There are just 3 Options
too young
correct age
too old
First Check - is the person old enough?
if(age>=min_age)
Second check - is the person too old?
if(age<=max_age)
the only possible option left after this if statment is FALSE :
too old
I have a canvas game which calls a function incScore every time an action is performed in the game to increase the score.
Inside incScore I have a few if statements to draw a particular image to represent a level number on the canvas.
I also want to have a sound play once per level up. The way I've gone about things the lvlup sound will play every time the score matches the if statement.
Can anyone please help me get this so that the sound will only play once when the level changes and not again until the next level change? I'm also mention I'm using jQuery incase it has anything that could help me.

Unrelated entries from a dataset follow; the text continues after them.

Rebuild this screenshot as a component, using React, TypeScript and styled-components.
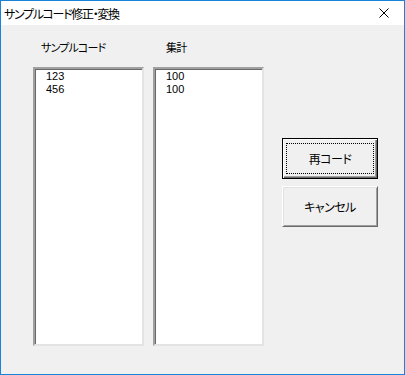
import styled, { createGlobalStyle } from 'styled-components';

const GlobalStyle = createGlobalStyle`
  html, body {
    margin: 0;
    padding: 0;
    background: #f0f0f0;
  }
`;

const jpFont = `"Noto Sans CJK JP", "Noto Sans", sans-serif`;

const Window = styled.div`
  width: 405px;
  height: 375px;
  box-sizing: border-box;
  border: 1px solid #1883d7;
  background: #f0f0f0;
  display: flex;
  flex-direction: column;
  overflow: hidden;
`;

const TitleBar = styled.div`
  height: 24px;
  background: #ffffff;
  display: flex;
  align-items: center;
  justify-content: space-between;
  padding-left: 3px;
  font-family: ${jpFont};
  font-size: 12px;
  letter-spacing: -1.3px;
  font-feature-settings: "palt";
  color: #000;
`;

const CloseBtn = styled.div`
  width: 40px;
  height: 24px;
  display: flex;
  align-items: center;
  justify-content: center;
`;

const Body = styled.div`
  flex: 1;
  display: flex;
  padding-left: 32px;
`;

const Column = styled.div`
  display: flex;
  flex-direction: column;
  padding-top: 15px;
  margin-right: 9px;
`;

const Label = styled.div<{ $indent: number }>`
  height: 27px;
  padding-left: ${p => p.$indent}px;
  font-family: ${jpFont};
  font-size: 11px;
  line-height: 15px;
  letter-spacing: -0.8px;
  font-feature-settings: "palt";
  color: #000;
`;

const ListBox = styled.div`
  width: 111px;
  height: 279px;
  box-sizing: border-box;
  background: #fff;
  border-style: solid;
  border-width: 2px;
  border-color: #a0a0a0 #e3e3e3 #e3e3e3 #a0a0a0;
  box-shadow: inset 1px 1px 0 #696969, inset -1px -1px 0 #ffffff;
  padding: 1px 0 0 11px;
  font-family: "Liberation Sans Narrow", "Liberation Sans", sans-serif;
  font-size: 11px;
  color: #000;
`;

const ListItem = styled.div`
  height: 13px;
  line-height: 13px;
`;

const ButtonColumn = styled.div`
  display: flex;
  flex-direction: column;
  gap: 7px;
  padding-top: 113px;
  margin-left: 9px;
`;

const Button = styled.div<{ $default?: boolean }>`
  position: relative;
  width: 96px;
  height: 41px;
  box-sizing: border-box;
  display: flex;
  align-items: center;
  justify-content: center;
  background: #f0f0f0;
  font-family: ${jpFont};
  font-size: 12px;
  letter-spacing: -0.5px;
  font-feature-settings: "palt";
  color: #000;
  border: 1px solid ${p => (p.$default ? '#000' : '#ffffff')};
  border-right-color: ${p => (p.$default ? '#000' : '#696969')};
  border-bottom-color: ${p => (p.$default ? '#000' : '#696969')};
  box-shadow: ${p =>
    p.$default
      ? 'inset 1px 1px 0 #ffffff, inset -1px -1px 0 #696969, inset -2px -2px 0 #a0a0a0'
      : 'inset 1px 1px 0 #e3e3e3, inset -1px -1px 0 #a0a0a0'};
`;

const FocusRing = styled.div`
  position: absolute;
  left: 3px;
  top: 4px;
  right: 3px;
  bottom: 4px;
  border: 1px dotted #000;
  pointer-events: none;
`;

const codes = ['123', '456'];
const totals = ['100', '100'];

const App = () => {
  return (
    <>
      <GlobalStyle />
      <Window>
        <TitleBar>
          <span>サンプルコード修正・変換</span>
          <CloseBtn>
            <svg width="10" height="10" viewBox="0 0 10 10">
              <path d="M0.5 0.5 L9.5 9.5 M9.5 0.5 L0.5 9.5" stroke="#000" strokeWidth="1" fill="none" />
            </svg>
          </CloseBtn>
        </TitleBar>
        <Body>
          <Column>
            <Label $indent={8}>サンプルコード</Label>
            <ListBox>
              {codes.map((c, i) => <ListItem key={i}>{c}</ListItem>)}
            </ListBox>
          </Column>
          <Column>
            <Label $indent={13}>集計</Label>
            <ListBox>
              {totals.map((t, i) => <ListItem key={i}>{t}</ListItem>)}
            </ListBox>
          </Column>
          <ButtonColumn>
            <Button $default>
              再コード
              <FocusRing />
            </Button>
            <Button>キャンセル</Button>
          </ButtonColumn>
        </Body>
      </Window>
    </>
  );
};

export default App;
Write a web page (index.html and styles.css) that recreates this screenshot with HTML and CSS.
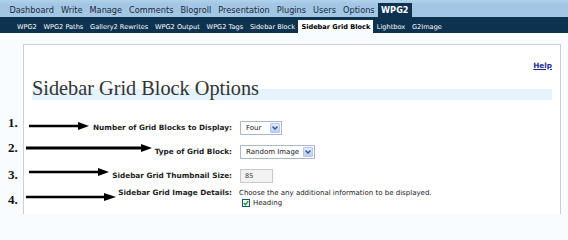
FILE: index.html
```html
<!DOCTYPE html>
<html>
<head>
<meta charset="utf-8">
<link rel="stylesheet" href="styles.css">
</head>
<body>
<nav class="adminmenu">
  <a>Dashboard</a><a>Write</a><a>Manage</a><a>Comments</a><a>Blogroll</a><a>Presentation</a><a>Plugins</a><a>Users</a><a>Options</a><a class="current">WPG2</a>
</nav>
<nav class="submenu">
  <a>WPG2</a><a>WPG2 Paths</a><a>Gallery2 Rewrites</a><a>WPG2 Output</a><a>WPG2 Tags</a><a>Sidebar Block</a><a class="current">Sidebar Grid Block</a><a>Lightbox</a><a>G2Image</a>
</nav>
<div class="wrap">
  <div class="help-line"><a class="help">Help</a></div>
  <h2 class="title">Sidebar Grid Block Options</h2>
  <div class="form">
    <div class="row r1">
      <span class="num">1.</span>
      <svg class="arrow" width="60" height="8" viewBox="0 0 60 8"><line x1="0" y1="4" x2="50" y2="4" stroke="#000" stroke-width="2.5"/><polygon points="49,0 60,4 49,8" fill="#000"/></svg>
      <label class="lbl">Number of Grid Blocks to Display:</label>
      <div class="field">
        <span class="select w1"><span class="val">Four</span><span class="btn"><svg width="6" height="4" viewBox="0 0 6 4"><polyline points="0.5,0.5 3,3 5.5,0.5" fill="none" stroke="#2d4fa0" stroke-width="1.4"/></svg></span></span>
      </div>
    </div>
    <div class="row r2">
      <span class="num">2.</span>
      <svg class="arrow" width="126" height="8" viewBox="0 0 126 8"><line x1="0" y1="4" x2="116" y2="4" stroke="#000" stroke-width="3"/><polygon points="115,0 126,4 115,8" fill="#000"/></svg>
      <label class="lbl">Type of Grid Block:</label>
      <div class="field">
        <span class="select w2"><span class="val">Random Image</span><span class="btn"><svg width="6" height="4" viewBox="0 0 6 4"><polyline points="0.5,0.5 3,3 5.5,0.5" fill="none" stroke="#2d4fa0" stroke-width="1.4"/></svg></span></span>
      </div>
    </div>
    <div class="row r3">
      <span class="num">3.</span>
      <svg class="arrow" width="80" height="8" viewBox="0 0 80 8"><line x1="0" y1="4" x2="70" y2="4" stroke="#000" stroke-width="2.5"/><polygon points="69,0 80,4 69,8" fill="#000"/></svg>
      <label class="lbl">Sidebar Grid Thumbnail Size:</label>
      <div class="field">
        <span class="textinput">85</span>
      </div>
    </div>
    <div class="row r4">
      <span class="num">4.</span>
      <svg class="arrow" width="90" height="8" viewBox="0 0 90 8"><line x1="0" y1="4" x2="79" y2="4" stroke="#000" stroke-width="2.5"/><polygon points="78,0 90,4 78,8" fill="#000"/></svg>
      <label class="lbl">Sidebar Grid Image Details:</label>
      <div class="field details">
        <div class="desc">Choose the any additional information to be displayed.</div>
        <div class="check-line"><span class="checkbox"><svg width="6" height="6" viewBox="0 0 6 6"><polyline points="0.8,3 2.4,4.6 5.2,1.2" fill="none" stroke="#21a121" stroke-width="1.4"/></svg></span><span>Heading</span></div>
      </div>
    </div>
  </div>
</div>
</body>
</html>
```

FILE: styles.css
```css
html, body {
  margin: 0;
  padding: 0;
}
body {
  background: #f9fcfe;
  font-family: "DejaVu Sans", Verdana, sans-serif;
  color: #333;
  width: 568px;
  height: 215px;
  overflow: hidden;
}
.adminmenu {
  display: flex;
  align-items: flex-end;
  height: 17px;
  box-sizing: border-box;
  padding: 3px 0 0 6px;
  background: linear-gradient(#b2d2ea, #a2c6e4 4px);
}
.adminmenu a {
  display: flex;
  align-items: center;
  height: 14px;
  padding: 0 3.5px;
  font-size: 8.2px;
  color: #1a2a3a;
}
.adminmenu a.current {
  background: #0d324f;
  color: #fff;
  font-weight: bold;
  padding: 0 3px;
}
.submenu {
  display: flex;
  align-items: flex-end;
  height: 16px;
  box-sizing: border-box;
  padding: 3px 0 0 13.5px;
  background: #0d324f;
}
.submenu a {
  display: flex;
  align-items: center;
  height: 13px;
  padding: 0 3.4px;
  font-size: 6.6px;
  color: #fff;
}
.submenu a.current {
  background: #fcfdfe;
  color: #000;
  font-weight: bold;
  padding: 0 3px;
}
.wrap {
  margin: 11px 7px 0 23px;
  background: #fff;
  border: 1px solid #cfcfcf;
  border-bottom: none;
  height: 170px;
  box-sizing: border-box;
  padding: 16px 8px 0 0;
}
.help-line {
  display: flex;
  justify-content: flex-end;
  height: 10px;
  line-height: 10px;
}
.help {
  font-size: 7.3px;
  font-weight: bold;
  color: #1a2d8f;
  text-decoration: underline;
}
.title {
  margin: 17px 0 0 8px;
  padding: 0;
  font-family: "Liberation Serif", "Times New Roman", serif;
  font-weight: normal;
  font-size: 20.3px;
  line-height: 1px;
  color: #333;
  border-bottom: 11px solid #e5f3ff;
}
.form {
  margin-top: 21px;
  display: flex;
  flex-direction: column;
}
.row {
  position: relative;
  display: grid;
  grid-template-columns: 208px 1fr;
  column-gap: 8px;
  align-items: center;
  height: 14px;
  margin-bottom: 10px;
}
.row.r3 {
  margin-bottom: 5px;
}
.row.r4 {
  align-items: start;
  height: auto;
}
.num {
  position: absolute;
  left: -16px;
  font-family: "Liberation Serif", "Times New Roman", serif;
  font-weight: bold;
  font-size: 13px;
  line-height: 13px;
  color: #111;
}
.r1 .num { top: -5.5px; }
.r2 .num { top: -4.5px; }
.r3 .num { top: -1.5px; }
.r4 .num { top: 4.5px; }
.arrow {
  position: absolute;
  display: block;
}
.r1 .arrow { left: 5px; top: 1px; }
.r2 .arrow { left: 2px; top: -1px; }
.r3 .arrow { left: 5px; top: -1px; }
.r4 .arrow { left: 2px; top: 5px; }
.lbl {
  text-align: right;
  font-weight: bold;
  font-size: 7.3px;
  line-height: 10px;
  color: #222;
}
.field {
  font-size: 7px;
  color: #222;
}
.select {
  display: flex;
  align-items: center;
  justify-content: space-between;
  box-sizing: border-box;
  height: 14px;
  border: 1px solid #a9b8c9;
  background: #fff;
  padding: 0 1px 0 5px;
}
.select.w1 { width: 42px; }
.select.w2 { width: 75px; }
.select .val {
  font-size: 7px;
  color: #222;
}
.select .btn {
  display: flex;
  align-items: center;
  justify-content: center;
  width: 10px;
  height: 10px;
  box-sizing: border-box;
  border: 1px solid #b6c9ef;
  background: linear-gradient(#e4ecfd, #bccbf3);
  border-radius: 1px;
}
.textinput {
  display: flex;
  align-items: center;
  box-sizing: border-box;
  width: 33px;
  height: 14px;
  border: 1px solid #c9c9c9;
  background: #f2f2f2;
  padding-left: 4px;
  font-size: 6.5px;
  color: #333;
}
.details .desc {
  line-height: 10px;
  margin-left: -1px;
}
.check-line {
  display: flex;
  align-items: center;
  gap: 3px;
  margin-left: 2px;
  line-height: 10px;
}
.checkbox {
  display: flex;
  align-items: center;
  justify-content: center;
  width: 8px;
  height: 8px;
  box-sizing: border-box;
  border: 1px solid #1c5180;
  background: #f4f4ee;
}
```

incScore(); //everytime an action in the game causes the score to increase
function incScore(){
if (scoreTotal < 500){
lvlimg = "L01";
drawLevel(lvlimg);
lvlupSound();
}
else if (scoreTotal > 500 && scoreTotal < 1000){
lvlimg = "L02";
drawLevel(lvlimg);
lvlupSound();
}
else{
lvlimg = "L03";
drawLevel(lvlimg);
lvlupSound();
}
}
You could shorten your function and use a semi static property to save the state. Using that, you can compare the current level to the previous and play a sound if they differ.
function incScore(){
incScore.level = incScore.level || 'L0'; //< initialize property
lvlimg = "L0" + scoreTotal < 500 ? 1 : scoreTotal < 1000 ? 2 : 3;
drawLevel(lvlimg);
if (incScore.level!=='L0' &&
incScore.level !== lvlimg) { lvlupSound(); };
// ^compare local level to current
incScore.level = lvlimg;
// ^ update local level
}
[edit, based on comment] The third line is a so called ternary, or conditional operator. See MDN. You can use more conditions.

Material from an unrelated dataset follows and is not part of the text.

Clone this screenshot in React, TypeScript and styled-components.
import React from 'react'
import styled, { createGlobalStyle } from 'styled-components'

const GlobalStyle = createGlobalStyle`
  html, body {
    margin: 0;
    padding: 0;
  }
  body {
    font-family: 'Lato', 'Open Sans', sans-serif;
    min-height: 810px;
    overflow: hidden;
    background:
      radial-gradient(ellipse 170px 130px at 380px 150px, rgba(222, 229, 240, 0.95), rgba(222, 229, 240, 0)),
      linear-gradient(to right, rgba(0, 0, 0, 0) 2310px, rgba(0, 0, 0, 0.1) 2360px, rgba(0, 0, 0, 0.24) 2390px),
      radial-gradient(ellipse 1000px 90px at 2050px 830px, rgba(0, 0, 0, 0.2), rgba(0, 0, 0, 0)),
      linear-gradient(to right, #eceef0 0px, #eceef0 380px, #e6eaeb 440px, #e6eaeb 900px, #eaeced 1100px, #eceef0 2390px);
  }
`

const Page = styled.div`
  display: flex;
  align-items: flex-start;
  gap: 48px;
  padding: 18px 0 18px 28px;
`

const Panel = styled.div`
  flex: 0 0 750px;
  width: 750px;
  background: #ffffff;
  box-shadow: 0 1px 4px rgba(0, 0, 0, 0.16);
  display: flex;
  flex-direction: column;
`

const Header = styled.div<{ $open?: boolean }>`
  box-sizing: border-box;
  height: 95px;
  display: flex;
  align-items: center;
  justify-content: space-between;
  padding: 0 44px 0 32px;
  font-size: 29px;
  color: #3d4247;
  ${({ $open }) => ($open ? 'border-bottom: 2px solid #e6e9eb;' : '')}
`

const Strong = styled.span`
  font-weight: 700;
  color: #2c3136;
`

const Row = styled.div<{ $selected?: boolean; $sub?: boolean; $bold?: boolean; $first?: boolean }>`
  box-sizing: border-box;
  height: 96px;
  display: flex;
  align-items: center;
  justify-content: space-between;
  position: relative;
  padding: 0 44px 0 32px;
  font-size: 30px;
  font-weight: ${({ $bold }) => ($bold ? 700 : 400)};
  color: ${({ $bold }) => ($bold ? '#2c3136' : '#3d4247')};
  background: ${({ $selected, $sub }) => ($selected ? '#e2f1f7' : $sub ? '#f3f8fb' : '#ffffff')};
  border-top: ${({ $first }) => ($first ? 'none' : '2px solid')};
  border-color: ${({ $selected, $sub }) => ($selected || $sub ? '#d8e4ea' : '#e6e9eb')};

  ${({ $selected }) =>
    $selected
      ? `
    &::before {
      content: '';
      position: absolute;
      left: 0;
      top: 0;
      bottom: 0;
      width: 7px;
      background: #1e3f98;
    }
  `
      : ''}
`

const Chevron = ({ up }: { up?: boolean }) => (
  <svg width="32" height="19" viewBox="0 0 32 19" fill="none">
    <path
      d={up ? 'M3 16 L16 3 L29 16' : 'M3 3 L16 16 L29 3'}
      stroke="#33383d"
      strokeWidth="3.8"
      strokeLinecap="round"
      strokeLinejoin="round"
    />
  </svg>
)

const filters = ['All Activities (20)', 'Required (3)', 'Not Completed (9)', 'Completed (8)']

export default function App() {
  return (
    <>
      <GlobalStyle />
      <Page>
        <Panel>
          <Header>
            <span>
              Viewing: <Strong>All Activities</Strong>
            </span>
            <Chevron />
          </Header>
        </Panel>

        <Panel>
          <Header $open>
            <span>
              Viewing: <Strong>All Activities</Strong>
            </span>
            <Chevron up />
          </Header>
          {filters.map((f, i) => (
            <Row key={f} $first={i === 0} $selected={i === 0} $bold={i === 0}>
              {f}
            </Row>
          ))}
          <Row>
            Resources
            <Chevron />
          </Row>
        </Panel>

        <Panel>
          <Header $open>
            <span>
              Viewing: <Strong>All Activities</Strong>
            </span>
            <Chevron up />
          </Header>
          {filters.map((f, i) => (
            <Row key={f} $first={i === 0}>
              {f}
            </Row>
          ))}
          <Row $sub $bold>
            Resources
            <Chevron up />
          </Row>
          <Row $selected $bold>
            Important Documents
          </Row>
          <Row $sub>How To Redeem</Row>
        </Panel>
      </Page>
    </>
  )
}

To avoid playing a sound before the score has reached a first level, you could use
if (incScore.level!=='L0' && incScore.level !== lvlimg).
I've created a mockup jsFiddle
A simple solution could be comparing the current level to the old one, to detect when the level changed:
function scoreToLevel(score)
if(score < 500){
return 1
}else if (score < 1000){
return 2
}else{
return 3
}
}
function incScore()
var next_level = scoreToLevel(scoreTotal)

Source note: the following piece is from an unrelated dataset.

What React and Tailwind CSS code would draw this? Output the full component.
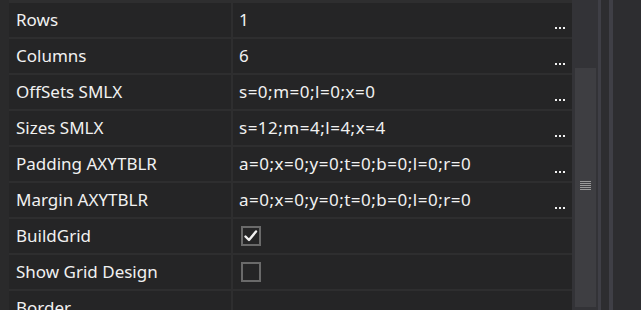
import React from 'react';

const rows = [
  { label: 'Rows', value: '1', more: true },
  { label: 'Columns', value: '6', more: true },
  { label: 'OffSets SMLX', value: 's=0;m=0;l=0;x=0', more: true },
  { label: 'Sizes SMLX', value: 's=12;m=4;l=4;x=4', more: true },
  { label: 'Padding AXYTBLR', value: 'a=0;x=0;y=0;t=0;b=0;l=0;r=0', more: true },
  { label: 'Margin AXYTBLR', value: 'a=0;x=0;y=0;t=0;b=0;l=0;r=0', more: true },
  { label: 'BuildGrid', check: true },
  { label: 'Show Grid Design', check: false },
  { label: 'Border' },
];

const CheckBox = ({ checked }) => (
  <div className="w-[20px] h-[20px] border-2 border-[#6a6a6a] flex items-center justify-center">
    {checked && (
      <svg width="16" height="16" viewBox="0 0 16 16">
        <path d="M2.5 8.5 L6 12 L13 3.5" fill="none" stroke="#f1f1f1" strokeWidth="2.4" strokeLinecap="round" strokeLinejoin="round" />
      </svg>
    )}
  </div>
);

const Dots = () => (
  <div className="absolute right-[7px] bottom-[8px] flex gap-[2px]">
    <div className="w-[2px] h-[2px] bg-[#f1f1f1]" />
    <div className="w-[2px] h-[2px] bg-[#f1f1f1]" />
    <div className="w-[2px] h-[2px] bg-[#f1f1f1]" />
  </div>
);

const PropRow = ({ row }) => (
  <div className="flex h-[34px] shrink-0">
    <div className="w-[222px] bg-[#252526] flex items-center pl-[7px] text-[#f1f1f1] whitespace-nowrap">
      {row.label}
    </div>
    <div className="w-[2px]" />
    <div className="flex-1 bg-[#252526] flex items-center pl-[6px] pr-[7px] text-[#f1f1f1] relative whitespace-nowrap">
      {row.check !== undefined ? (
        <div className="ml-[2px]">
          <CheckBox checked={row.check} />
        </div>
      ) : (
        <span className="tracking-[0.5px]">{row.value}</span>
      )}
      {row.more && <Dots />}
    </div>
  </div>
);

export default function App() {
  return (
    <div
      className="w-[641px] h-[310px] overflow-hidden flex bg-[#2d2d30] text-[17px]"
      style={{ fontFamily: '"Noto Sans", "Open Sans", sans-serif' }}
    >
      <div className="w-[9px] bg-[#2a2a2b]" />
      <div className="w-[563px] bg-[#2e2e2f] flex flex-col gap-[2px] pt-[3px]">
        {rows.map((r) => (
          <PropRow key={r.label} row={r} />
        ))}
      </div>
      <div className="w-[26px] bg-[#333337] flex flex-col pt-[68px] pl-[3px] pr-[2px]">
        <div className="h-[239px] bg-[#3e3e42] flex flex-col items-center pt-[113px] gap-[1px]">
          <div className="w-[11px] h-[1px] bg-[#9a9a9a]" />
          <div className="w-[11px] h-[1px] bg-[#9a9a9a]" />
          <div className="w-[11px] h-[1px] bg-[#9a9a9a]" />
          <div className="w-[11px] h-[1px] bg-[#9a9a9a]" />
          <div className="w-[11px] h-[1px] bg-[#9a9a9a]" />
        </div>
      </div>
      <div className="w-[3px] bg-[#3f3f46]" />
      <div className="w-[8px] bg-[#2d2d30]" />
      <div className="w-[4px] bg-[#3f3f46]" />
      <div className="flex-1 bg-[#2d2d30]" />
    </div>
  );
}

if(next_level !== current_level){
lvlimg = "L0" + next_level;
drawLevel(lvlimg)
lvlupSound()
}
}
The easiest solution is to factor the sound out of those if statements. If the levels are nice and regular like that(every 500 points) and the points always increase in a way that you will always land exactly on an even multiple of 500 when you level up, something like this should do:
if(scoreTotal % 500 === 0 && scoreTotal < 1001)
{
lvlupSound();
}
If you won't always land directly on the gate to the next level(maybe the player can earn anywhere between 1 and 15 points at a time) then you should be able to get by using something along the lines of this before you increment the player's score:
if( (scoreTotal % 500) > ((scoreTotal + increment) % 500)
{
lvlupSound();
}
if your level boundries are not regular like that obviously it gets a little bit more complex, but that should get you started.
That is because you have the in every statement for every score (which means from 0 to infinite).
You will need to write inner if statements such as;
if (scoreTotal < 500){
lvlimg = "L01";
drawLevel(lvlimg);
if(scoreTotal x times of each the level) // That means for each level completed
{
lvlupSound();
}
}
If your score increment is only 1, then only play the tone when the score equals the threshold for a new level.
If they can increase their score by more than 1, then you could pass the number of points in and check the score before and after to see if the numbers fall on each side of the threshold.
If that still doesn't work, some more info on the "level" and points would be appreciated.
Try something like this (demo):
var scoreTotal,
lastLevel = 0,
levels = [500, 1000, 2500, 5000, 10000, 25000, 50000, 75000],
currentLevel = 0,
lvlImg;
function incScore() {
while (scoreTotal > levels[currentLevel]) {
currentLevel++;
}
if (lastLevel !== currentLevel) {
lastLevel = currentLevel;
// gives a two digit number with a leading zero
lvlImg = ('0' + currentLevel).slice(-2);
drawLevel("L" + lvlimg);
lvlupSound();
}
}
Then you can easily add additional levels by adding the score cutoff to the levels variable.